Exercise prompt:
Starting at the first line of the listing below, repeat each line exactly until the line containing "import React from 'react';", which you include. Leave out pictures.

Collected material:

** START **

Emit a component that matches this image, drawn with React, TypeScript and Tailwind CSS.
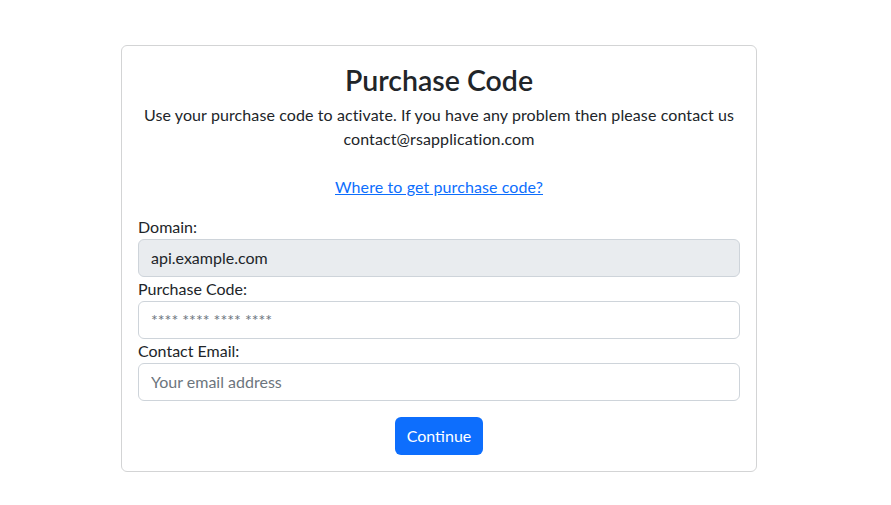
import React from 'react';

const App: React.FC = () => {
  return (
    <div
      className="min-h-[505px] w-full bg-white text-[#212529]"
      style={{ fontFamily: 'Lato, "Noto Sans", sans-serif' }}
    >
      <div className="pt-[45px] pl-[121px]">
        <div className="w-[636px] rounded-md border border-[#d3d4d5] bg-white">
          <div className="px-4 pt-[19px] pb-4">
            <h3 className="mb-[6px] text-center text-[28.5px] font-semibold leading-[1.12]">Purchase Code</h3>
            <p className="mb-4 text-center text-base leading-6 tracking-[0.1px]">
              Use your purchase code to activate. If you have any problem then please contact us
              <br />
              contact@rsapplication.com
              <br />
              <br />
              <a href="#" className="text-[#0d6efd] underline">
                Where to get purchase code?
              </a>
            </p>

            <form className="text-base leading-6" onSubmit={(e) => e.preventDefault()}>
              <label className="block">Domain:</label>
              <input
                type="text"
                value="api.example.com"
                disabled
                readOnly
                className="block h-[38px] w-full rounded-md border border-[#ced4da] bg-[#e9ecef] px-3 py-1.5 text-base text-[#212529] outline-none"
              />
              <label className="block">Purchase Code:</label>
              <input
                type="text"
                placeholder="**** **** **** ****"
                className="block h-[38px] w-full rounded-md border border-[#ced4da] bg-white px-3 py-1.5 text-base outline-none placeholder:text-[#6c757d]"
              />
              <label className="block">Contact Email:</label>
              <input
                type="email"
                placeholder="Your email address"
                className="block h-[38px] w-full rounded-md border border-[#ced4da] bg-white px-3 py-1.5 text-base outline-none placeholder:text-[#6c757d]"
              />
              <div className="mt-4 flex justify-center">
                <button
                  type="submit"
                  className="h-[38px] rounded-md bg-[#0d6efd] px-3 text-base leading-6 text-white"
                >
                  Continue
                </button>
              </div>
            </form>
          </div>
        </div>
      </div>
    </div>
  );
};

export default App;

** END **

The answer:
Emit a component that matches this image, drawn with React, TypeScript and Tailwind CSS.
import React from 'react';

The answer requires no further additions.